→ **Task prompt**:
Take each line containing the word "with" and copy it.

[Front-end source files]
--- START ---
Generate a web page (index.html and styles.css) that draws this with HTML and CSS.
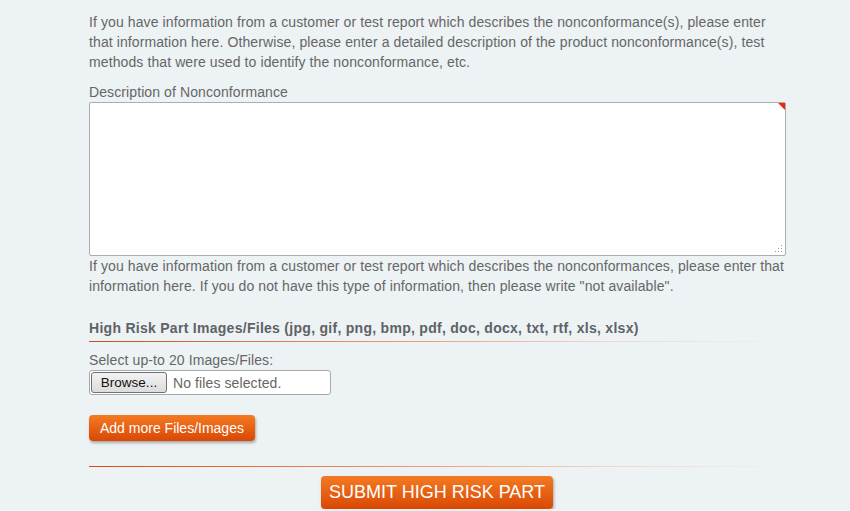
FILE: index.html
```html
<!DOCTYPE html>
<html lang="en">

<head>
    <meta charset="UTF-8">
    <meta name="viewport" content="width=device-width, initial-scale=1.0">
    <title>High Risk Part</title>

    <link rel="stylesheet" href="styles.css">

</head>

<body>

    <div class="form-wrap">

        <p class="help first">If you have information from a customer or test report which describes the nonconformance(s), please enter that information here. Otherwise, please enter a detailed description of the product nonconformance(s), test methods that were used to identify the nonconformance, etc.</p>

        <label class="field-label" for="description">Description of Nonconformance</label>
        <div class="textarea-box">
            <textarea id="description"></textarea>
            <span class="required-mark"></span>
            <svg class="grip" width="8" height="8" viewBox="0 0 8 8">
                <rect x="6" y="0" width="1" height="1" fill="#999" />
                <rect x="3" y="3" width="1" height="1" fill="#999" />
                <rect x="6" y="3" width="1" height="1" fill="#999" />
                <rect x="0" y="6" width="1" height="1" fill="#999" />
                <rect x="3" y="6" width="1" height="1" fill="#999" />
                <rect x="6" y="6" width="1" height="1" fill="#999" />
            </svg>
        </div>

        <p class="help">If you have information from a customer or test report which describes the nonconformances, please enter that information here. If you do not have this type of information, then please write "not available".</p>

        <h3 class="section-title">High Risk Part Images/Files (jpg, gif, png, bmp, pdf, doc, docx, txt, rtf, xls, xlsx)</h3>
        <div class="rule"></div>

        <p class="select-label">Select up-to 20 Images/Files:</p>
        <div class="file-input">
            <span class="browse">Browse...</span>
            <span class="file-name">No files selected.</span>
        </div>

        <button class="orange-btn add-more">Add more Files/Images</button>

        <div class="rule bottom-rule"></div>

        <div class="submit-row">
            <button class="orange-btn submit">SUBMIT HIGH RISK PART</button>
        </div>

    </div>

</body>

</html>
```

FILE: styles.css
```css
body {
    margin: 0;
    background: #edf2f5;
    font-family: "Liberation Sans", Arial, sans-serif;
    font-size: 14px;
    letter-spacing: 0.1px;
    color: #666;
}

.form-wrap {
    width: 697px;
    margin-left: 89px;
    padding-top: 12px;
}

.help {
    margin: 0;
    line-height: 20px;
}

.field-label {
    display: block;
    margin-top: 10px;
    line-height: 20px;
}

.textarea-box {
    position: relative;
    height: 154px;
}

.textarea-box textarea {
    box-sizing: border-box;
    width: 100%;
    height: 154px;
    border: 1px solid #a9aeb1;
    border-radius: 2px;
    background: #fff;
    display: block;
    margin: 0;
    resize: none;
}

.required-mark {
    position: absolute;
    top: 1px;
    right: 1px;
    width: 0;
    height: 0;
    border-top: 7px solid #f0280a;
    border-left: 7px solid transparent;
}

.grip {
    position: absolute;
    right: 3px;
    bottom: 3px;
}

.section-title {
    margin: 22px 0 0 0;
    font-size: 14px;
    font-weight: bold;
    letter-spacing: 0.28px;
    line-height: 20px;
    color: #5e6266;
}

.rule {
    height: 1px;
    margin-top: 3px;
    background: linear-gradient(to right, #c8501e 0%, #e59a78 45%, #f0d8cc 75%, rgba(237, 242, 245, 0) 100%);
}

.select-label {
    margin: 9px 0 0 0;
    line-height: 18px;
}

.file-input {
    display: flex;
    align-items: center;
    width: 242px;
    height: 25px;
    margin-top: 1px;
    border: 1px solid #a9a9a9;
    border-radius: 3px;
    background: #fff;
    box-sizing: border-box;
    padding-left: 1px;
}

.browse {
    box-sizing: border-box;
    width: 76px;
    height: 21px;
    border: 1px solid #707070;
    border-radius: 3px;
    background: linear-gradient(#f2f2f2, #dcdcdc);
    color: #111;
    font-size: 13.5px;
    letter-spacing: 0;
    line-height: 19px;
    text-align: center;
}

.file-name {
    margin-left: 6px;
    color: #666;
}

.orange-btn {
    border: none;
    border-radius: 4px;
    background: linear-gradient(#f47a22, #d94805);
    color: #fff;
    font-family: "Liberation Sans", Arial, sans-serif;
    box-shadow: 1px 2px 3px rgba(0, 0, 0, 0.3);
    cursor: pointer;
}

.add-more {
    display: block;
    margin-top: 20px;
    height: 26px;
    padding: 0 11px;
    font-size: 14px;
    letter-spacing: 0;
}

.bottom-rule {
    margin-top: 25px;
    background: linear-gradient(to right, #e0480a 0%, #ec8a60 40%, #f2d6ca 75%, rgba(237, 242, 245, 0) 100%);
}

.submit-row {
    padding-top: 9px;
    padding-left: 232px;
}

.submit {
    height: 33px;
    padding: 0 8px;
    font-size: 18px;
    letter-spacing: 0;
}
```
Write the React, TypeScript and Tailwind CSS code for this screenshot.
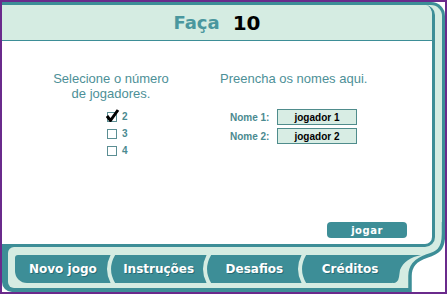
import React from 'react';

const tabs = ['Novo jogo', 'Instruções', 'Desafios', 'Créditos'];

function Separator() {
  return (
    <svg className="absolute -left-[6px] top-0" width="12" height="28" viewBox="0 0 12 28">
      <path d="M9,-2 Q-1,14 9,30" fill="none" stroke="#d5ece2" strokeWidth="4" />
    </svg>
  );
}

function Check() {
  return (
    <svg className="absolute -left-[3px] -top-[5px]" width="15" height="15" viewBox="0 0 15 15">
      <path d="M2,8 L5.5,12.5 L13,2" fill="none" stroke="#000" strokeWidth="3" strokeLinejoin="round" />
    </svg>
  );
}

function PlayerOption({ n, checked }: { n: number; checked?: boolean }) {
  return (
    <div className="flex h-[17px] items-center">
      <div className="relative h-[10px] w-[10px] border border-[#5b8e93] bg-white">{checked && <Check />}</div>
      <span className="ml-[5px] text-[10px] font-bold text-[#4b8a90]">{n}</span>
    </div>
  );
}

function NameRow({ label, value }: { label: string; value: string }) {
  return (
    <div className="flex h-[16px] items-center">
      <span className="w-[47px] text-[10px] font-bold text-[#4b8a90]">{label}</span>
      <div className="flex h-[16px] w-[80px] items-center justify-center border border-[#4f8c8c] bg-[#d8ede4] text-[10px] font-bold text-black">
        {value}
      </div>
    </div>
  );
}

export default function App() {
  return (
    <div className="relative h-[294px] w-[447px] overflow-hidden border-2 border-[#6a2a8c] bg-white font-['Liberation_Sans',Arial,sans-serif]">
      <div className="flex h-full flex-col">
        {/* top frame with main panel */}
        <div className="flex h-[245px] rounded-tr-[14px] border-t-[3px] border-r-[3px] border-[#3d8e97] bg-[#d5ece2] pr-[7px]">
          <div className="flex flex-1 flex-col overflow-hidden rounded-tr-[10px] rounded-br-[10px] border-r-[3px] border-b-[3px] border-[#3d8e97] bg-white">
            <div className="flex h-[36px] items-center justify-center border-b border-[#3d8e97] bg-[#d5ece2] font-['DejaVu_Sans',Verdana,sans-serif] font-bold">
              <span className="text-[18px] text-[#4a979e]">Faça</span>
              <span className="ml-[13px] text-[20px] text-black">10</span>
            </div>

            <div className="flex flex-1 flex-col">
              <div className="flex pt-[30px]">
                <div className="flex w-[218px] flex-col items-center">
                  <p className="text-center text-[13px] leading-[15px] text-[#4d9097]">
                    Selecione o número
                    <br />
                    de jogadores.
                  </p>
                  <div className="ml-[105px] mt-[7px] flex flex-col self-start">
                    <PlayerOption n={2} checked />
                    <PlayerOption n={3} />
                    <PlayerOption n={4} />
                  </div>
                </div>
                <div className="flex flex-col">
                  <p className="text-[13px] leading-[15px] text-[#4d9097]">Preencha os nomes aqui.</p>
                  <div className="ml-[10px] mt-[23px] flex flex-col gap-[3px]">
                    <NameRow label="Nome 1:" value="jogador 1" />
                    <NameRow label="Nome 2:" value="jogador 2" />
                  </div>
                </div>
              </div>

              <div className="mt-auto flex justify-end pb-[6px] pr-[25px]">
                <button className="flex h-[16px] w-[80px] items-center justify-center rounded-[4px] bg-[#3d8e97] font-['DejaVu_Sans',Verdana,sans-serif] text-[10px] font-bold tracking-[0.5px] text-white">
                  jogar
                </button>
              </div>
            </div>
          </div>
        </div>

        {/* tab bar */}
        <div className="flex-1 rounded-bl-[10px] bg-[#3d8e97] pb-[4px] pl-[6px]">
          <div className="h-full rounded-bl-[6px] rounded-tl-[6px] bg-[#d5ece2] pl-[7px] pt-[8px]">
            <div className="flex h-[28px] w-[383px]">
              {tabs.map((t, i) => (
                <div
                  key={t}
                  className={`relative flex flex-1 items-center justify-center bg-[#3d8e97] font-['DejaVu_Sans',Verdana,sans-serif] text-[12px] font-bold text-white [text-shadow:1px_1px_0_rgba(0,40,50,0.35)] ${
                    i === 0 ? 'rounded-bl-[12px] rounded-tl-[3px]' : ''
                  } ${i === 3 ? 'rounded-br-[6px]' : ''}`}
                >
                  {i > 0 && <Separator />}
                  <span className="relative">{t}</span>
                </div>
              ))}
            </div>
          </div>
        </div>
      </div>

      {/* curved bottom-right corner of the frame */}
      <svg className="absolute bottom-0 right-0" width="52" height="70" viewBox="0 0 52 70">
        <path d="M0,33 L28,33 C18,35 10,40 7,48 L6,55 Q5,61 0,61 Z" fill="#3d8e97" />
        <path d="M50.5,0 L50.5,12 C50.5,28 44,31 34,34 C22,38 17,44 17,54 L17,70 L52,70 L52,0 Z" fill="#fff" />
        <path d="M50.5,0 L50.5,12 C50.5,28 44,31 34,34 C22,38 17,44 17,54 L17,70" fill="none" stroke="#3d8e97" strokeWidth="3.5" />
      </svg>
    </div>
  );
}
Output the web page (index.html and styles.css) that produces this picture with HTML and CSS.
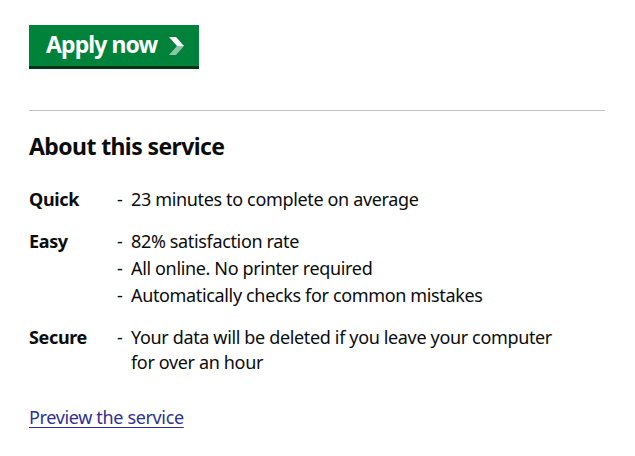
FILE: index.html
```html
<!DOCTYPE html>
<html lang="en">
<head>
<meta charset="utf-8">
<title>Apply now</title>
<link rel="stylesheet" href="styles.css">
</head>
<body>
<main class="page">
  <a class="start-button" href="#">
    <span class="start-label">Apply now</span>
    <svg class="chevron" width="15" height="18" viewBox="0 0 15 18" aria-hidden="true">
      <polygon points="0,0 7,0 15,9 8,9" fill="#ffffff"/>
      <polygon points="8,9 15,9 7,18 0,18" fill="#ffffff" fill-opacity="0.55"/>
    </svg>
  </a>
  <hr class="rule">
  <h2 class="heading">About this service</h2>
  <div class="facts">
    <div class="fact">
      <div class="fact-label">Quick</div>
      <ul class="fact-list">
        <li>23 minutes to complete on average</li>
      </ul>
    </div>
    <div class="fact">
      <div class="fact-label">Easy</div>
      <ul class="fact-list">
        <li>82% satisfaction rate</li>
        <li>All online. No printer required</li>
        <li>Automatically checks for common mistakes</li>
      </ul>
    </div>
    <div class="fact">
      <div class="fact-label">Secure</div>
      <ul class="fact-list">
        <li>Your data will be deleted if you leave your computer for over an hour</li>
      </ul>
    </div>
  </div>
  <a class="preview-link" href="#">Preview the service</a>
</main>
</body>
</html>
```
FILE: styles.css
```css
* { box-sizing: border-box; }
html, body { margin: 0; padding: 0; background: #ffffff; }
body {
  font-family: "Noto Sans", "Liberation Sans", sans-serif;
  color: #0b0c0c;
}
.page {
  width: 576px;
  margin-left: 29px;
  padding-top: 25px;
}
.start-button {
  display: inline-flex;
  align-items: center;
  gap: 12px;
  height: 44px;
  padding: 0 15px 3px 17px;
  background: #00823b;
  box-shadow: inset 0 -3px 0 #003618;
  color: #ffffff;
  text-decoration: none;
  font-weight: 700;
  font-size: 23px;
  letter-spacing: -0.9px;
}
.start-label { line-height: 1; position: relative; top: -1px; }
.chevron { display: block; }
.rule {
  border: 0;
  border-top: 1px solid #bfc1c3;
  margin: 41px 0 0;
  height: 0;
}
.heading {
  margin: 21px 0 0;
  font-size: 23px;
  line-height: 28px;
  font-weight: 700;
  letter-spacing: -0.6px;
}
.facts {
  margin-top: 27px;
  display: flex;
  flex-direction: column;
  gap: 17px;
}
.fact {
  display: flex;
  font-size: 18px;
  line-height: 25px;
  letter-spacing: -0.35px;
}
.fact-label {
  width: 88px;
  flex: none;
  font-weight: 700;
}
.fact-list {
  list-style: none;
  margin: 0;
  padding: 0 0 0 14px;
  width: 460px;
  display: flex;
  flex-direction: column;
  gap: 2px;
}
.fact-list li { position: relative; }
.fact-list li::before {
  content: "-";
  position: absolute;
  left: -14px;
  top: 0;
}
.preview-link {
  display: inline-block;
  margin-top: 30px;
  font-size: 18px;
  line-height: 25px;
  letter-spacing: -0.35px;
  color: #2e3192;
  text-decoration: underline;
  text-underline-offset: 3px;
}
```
--- END ---
→ **Completed exercise**:
Generate a web page (index.html and styles.css) that draws this with HTML and CSS.
        {/* top frame with main panel */}
Output the web page (index.html and styles.css) that produces this picture with HTML and CSS.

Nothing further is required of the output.